**WHAT THE TASK REQUIRES**
Look through the data below and output, unchanged, every line from the one holding "Recreate this image" through the one holding "const cell = 'border", inclusive. Skip the pictures.

**PROVIDED MATERIAL**

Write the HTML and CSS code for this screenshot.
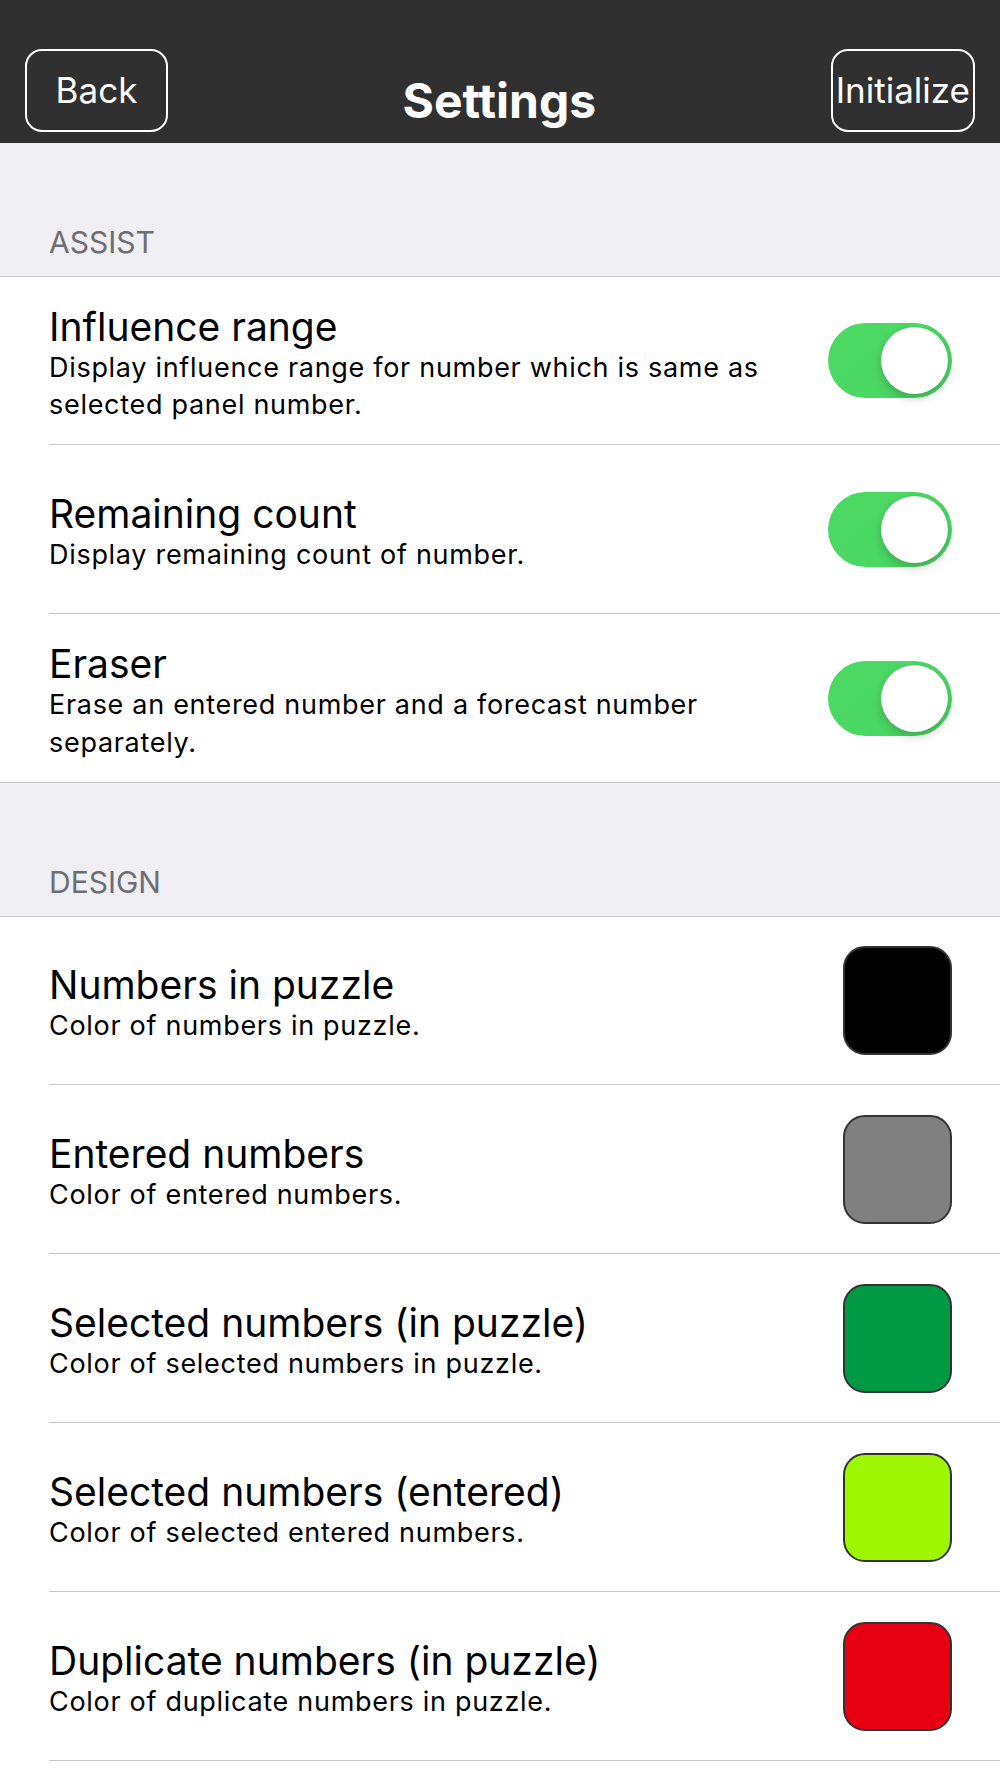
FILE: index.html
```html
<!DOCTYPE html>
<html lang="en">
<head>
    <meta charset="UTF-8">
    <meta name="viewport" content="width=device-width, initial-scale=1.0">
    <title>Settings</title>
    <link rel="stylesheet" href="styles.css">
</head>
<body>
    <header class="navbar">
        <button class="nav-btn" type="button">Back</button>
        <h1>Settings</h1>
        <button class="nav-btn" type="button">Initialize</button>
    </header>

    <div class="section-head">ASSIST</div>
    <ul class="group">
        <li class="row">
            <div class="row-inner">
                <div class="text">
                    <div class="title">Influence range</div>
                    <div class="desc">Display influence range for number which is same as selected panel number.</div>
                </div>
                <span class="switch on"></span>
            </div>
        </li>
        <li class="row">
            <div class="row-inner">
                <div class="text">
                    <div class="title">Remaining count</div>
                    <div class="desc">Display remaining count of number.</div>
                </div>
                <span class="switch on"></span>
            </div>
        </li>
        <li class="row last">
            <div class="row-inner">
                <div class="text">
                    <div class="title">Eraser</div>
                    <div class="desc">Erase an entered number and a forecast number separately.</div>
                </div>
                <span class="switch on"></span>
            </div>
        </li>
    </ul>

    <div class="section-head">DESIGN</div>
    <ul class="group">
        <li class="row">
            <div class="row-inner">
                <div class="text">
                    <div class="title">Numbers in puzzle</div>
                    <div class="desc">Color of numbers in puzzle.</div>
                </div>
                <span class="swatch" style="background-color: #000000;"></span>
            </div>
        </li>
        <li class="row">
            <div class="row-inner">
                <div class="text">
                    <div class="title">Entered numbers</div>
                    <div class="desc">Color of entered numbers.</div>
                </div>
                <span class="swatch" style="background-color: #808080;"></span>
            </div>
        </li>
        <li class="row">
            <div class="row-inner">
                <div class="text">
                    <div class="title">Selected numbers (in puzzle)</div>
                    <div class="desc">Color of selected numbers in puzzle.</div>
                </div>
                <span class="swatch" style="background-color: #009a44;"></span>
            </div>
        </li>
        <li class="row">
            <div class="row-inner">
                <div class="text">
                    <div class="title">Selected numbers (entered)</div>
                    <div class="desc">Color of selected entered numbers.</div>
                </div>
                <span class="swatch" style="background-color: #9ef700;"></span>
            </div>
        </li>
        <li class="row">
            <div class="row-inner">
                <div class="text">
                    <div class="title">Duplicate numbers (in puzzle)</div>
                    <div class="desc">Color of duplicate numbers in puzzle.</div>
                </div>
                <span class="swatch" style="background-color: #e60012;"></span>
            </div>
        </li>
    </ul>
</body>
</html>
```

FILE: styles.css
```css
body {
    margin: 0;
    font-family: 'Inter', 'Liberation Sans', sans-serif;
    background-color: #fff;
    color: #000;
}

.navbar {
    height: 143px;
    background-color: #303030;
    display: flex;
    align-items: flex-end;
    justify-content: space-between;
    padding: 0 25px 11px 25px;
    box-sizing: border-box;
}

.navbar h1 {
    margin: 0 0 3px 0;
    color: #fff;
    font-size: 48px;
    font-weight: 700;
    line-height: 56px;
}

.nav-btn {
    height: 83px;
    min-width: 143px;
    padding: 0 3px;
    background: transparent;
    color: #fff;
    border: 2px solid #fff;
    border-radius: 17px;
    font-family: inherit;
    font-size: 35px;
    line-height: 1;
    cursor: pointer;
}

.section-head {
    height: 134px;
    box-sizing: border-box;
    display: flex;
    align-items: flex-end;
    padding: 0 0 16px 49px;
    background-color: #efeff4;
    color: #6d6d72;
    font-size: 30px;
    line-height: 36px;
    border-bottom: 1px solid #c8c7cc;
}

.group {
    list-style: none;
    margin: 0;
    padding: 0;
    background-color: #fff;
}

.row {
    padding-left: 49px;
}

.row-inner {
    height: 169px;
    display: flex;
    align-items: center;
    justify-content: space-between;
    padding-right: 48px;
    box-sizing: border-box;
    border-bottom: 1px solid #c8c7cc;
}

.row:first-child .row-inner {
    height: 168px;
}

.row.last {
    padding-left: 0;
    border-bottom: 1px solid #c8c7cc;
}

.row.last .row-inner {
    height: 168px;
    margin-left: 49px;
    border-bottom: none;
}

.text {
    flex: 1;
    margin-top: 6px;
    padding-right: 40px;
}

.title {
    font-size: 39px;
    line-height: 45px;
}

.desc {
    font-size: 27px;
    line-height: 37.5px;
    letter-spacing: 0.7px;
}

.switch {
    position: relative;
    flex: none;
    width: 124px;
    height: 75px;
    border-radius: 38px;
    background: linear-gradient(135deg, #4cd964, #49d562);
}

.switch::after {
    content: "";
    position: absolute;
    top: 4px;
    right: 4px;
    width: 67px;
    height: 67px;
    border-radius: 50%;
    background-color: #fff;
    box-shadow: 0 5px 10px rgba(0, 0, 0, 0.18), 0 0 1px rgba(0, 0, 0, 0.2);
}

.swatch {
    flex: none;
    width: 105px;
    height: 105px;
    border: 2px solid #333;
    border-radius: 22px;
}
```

--

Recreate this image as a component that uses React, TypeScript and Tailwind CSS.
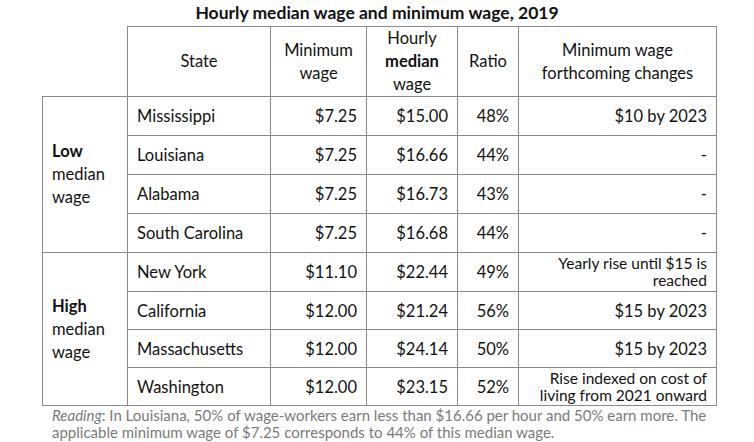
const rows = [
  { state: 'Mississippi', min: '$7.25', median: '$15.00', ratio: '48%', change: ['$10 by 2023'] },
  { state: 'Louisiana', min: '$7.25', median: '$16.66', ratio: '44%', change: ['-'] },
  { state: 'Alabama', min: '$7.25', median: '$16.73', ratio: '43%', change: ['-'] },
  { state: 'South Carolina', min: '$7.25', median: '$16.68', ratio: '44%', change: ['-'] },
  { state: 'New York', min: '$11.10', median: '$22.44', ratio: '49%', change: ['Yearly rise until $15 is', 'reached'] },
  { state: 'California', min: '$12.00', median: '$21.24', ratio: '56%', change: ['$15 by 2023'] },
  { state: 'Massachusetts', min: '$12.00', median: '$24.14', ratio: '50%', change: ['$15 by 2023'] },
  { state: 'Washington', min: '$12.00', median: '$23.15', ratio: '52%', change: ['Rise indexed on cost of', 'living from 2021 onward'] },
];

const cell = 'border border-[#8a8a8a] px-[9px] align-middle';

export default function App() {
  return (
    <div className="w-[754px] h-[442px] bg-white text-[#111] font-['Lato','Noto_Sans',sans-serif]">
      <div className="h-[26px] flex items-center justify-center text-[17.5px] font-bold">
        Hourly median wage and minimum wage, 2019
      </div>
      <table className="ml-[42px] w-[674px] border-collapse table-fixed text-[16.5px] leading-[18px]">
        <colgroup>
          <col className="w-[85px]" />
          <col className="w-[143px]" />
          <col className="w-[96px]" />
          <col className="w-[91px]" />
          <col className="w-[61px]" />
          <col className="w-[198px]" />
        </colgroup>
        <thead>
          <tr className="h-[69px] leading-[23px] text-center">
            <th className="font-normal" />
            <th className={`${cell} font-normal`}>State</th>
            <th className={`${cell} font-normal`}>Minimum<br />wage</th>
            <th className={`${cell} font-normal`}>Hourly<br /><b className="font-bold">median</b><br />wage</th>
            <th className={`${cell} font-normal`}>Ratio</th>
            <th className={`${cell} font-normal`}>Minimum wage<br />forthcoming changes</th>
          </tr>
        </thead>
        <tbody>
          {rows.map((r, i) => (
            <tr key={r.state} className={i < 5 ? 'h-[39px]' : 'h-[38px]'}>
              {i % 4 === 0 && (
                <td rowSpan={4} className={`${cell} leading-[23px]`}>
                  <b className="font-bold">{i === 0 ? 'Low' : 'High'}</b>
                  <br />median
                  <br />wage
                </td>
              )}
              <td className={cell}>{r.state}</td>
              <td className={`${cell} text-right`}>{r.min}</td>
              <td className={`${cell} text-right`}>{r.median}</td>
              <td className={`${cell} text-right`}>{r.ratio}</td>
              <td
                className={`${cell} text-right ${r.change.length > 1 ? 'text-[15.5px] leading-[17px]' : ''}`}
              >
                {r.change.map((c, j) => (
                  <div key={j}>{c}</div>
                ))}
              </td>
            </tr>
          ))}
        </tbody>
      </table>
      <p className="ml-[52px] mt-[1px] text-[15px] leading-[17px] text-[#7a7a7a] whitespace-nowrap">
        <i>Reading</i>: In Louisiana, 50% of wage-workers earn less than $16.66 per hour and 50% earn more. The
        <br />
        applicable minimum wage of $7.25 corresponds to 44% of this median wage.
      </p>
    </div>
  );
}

...

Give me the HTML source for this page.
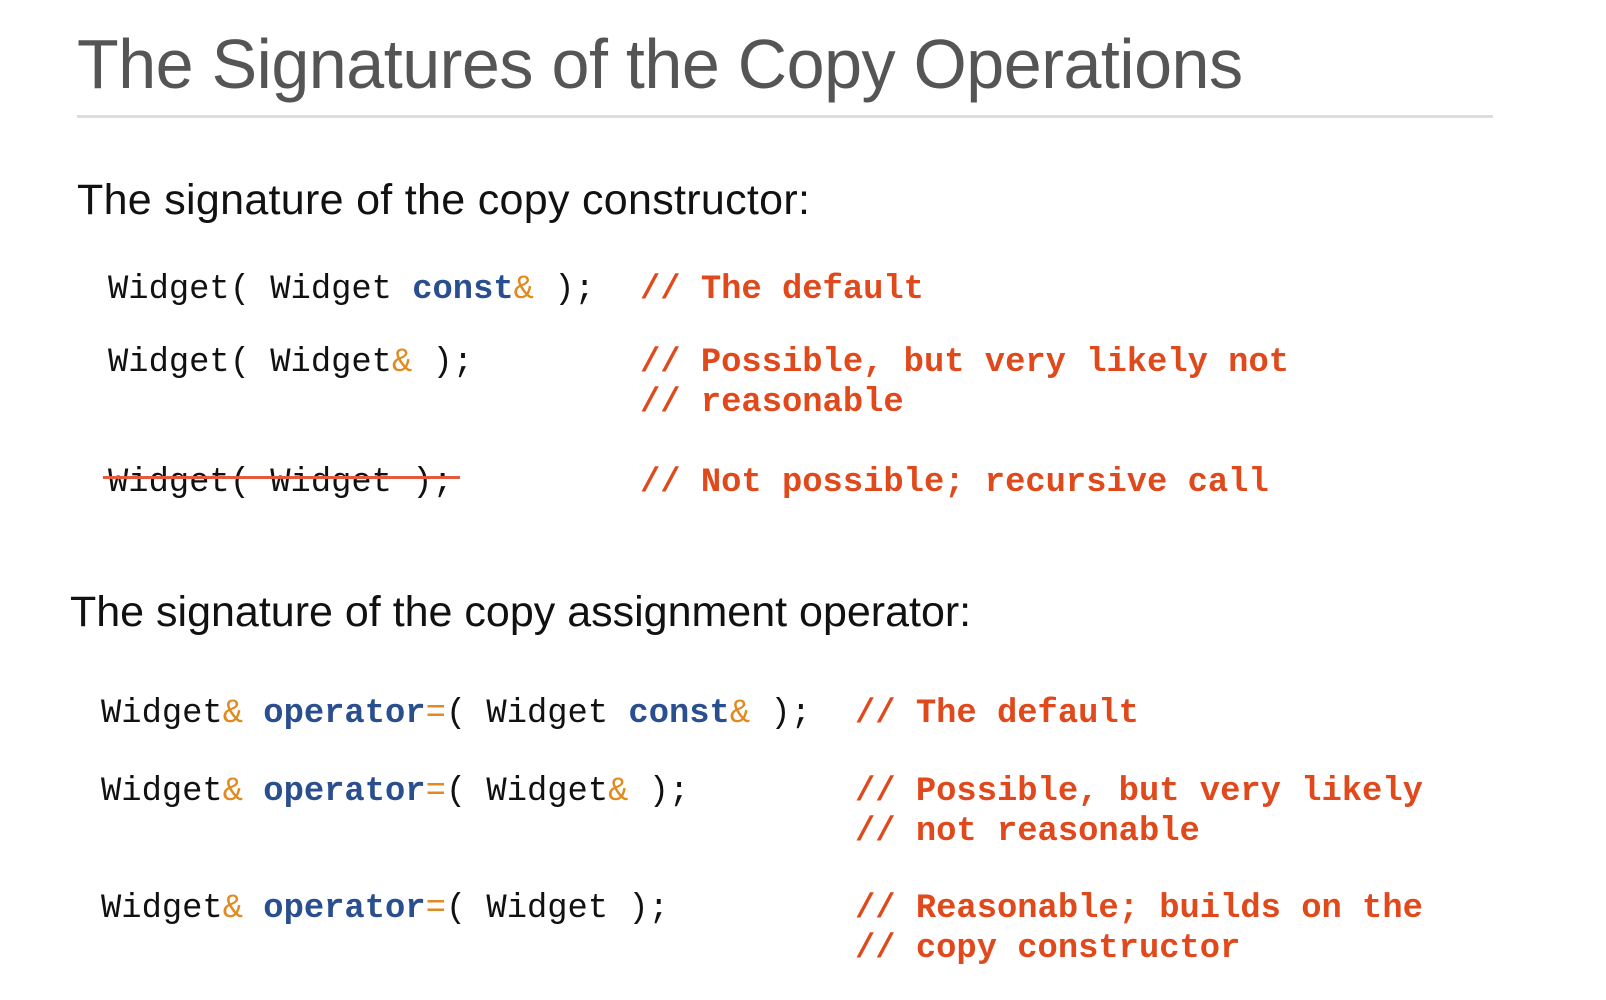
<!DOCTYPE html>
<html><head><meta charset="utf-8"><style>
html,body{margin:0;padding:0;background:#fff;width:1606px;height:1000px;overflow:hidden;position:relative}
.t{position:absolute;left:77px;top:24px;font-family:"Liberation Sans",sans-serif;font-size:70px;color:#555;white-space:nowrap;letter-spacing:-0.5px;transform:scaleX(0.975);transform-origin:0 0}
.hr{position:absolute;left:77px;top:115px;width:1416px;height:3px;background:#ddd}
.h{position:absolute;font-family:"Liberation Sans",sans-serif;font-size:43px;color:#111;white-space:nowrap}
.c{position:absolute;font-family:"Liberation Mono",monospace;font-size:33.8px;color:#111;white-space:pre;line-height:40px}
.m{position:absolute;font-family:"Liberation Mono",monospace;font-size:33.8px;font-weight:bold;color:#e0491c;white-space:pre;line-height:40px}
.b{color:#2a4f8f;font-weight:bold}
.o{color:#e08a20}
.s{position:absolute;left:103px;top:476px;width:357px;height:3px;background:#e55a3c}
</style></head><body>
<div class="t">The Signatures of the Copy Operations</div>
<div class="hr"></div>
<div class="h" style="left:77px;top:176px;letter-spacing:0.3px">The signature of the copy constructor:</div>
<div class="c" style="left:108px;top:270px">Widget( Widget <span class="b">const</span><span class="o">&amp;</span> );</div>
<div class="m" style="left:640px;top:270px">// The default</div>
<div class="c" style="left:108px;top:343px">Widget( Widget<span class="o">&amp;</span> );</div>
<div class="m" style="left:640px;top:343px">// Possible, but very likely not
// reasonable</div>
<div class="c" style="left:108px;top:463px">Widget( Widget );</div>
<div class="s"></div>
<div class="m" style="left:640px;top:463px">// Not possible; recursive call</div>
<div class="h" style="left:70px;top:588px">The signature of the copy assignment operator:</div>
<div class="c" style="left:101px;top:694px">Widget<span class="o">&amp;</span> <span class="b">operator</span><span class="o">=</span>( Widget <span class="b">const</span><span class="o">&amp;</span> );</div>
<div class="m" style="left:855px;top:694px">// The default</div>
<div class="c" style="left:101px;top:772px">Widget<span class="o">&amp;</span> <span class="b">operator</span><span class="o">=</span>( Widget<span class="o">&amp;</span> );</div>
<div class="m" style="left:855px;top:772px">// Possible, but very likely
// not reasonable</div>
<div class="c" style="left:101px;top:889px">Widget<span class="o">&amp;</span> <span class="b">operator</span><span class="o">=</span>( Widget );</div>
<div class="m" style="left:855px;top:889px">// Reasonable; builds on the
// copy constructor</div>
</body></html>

**WRITTEN RESPONSE**
Recreate this image as a component that uses React, TypeScript and Tailwind CSS.
const rows = [
  { state: 'Mississippi', min: '$7.25', median: '$15.00', ratio: '48%', change: ['$10 by 2023'] },
  { state: 'Louisiana', min: '$7.25', median: '$16.66', ratio: '44%', change: ['-'] },
  { state: 'Alabama', min: '$7.25', median: '$16.73', ratio: '43%', change: ['-'] },
  { state: 'South Carolina', min: '$7.25', median: '$16.68', ratio: '44%', change: ['-'] },
  { state: 'New York', min: '$11.10', median: '$22.44', ratio: '49%', change: ['Yearly rise until $15 is', 'reached'] },
  { state: 'California', min: '$12.00', median: '$21.24', ratio: '56%', change: ['$15 by 2023'] },
  { state: 'Massachusetts', min: '$12.00', median: '$24.14', ratio: '50%', change: ['$15 by 2023'] },
  { state: 'Washington', min: '$12.00', median: '$23.15', ratio: '52%', change: ['Rise indexed on cost of', 'living from 2021 onward'] },
];

const cell = 'border border-[#8a8a8a] px-[9px] align-middle';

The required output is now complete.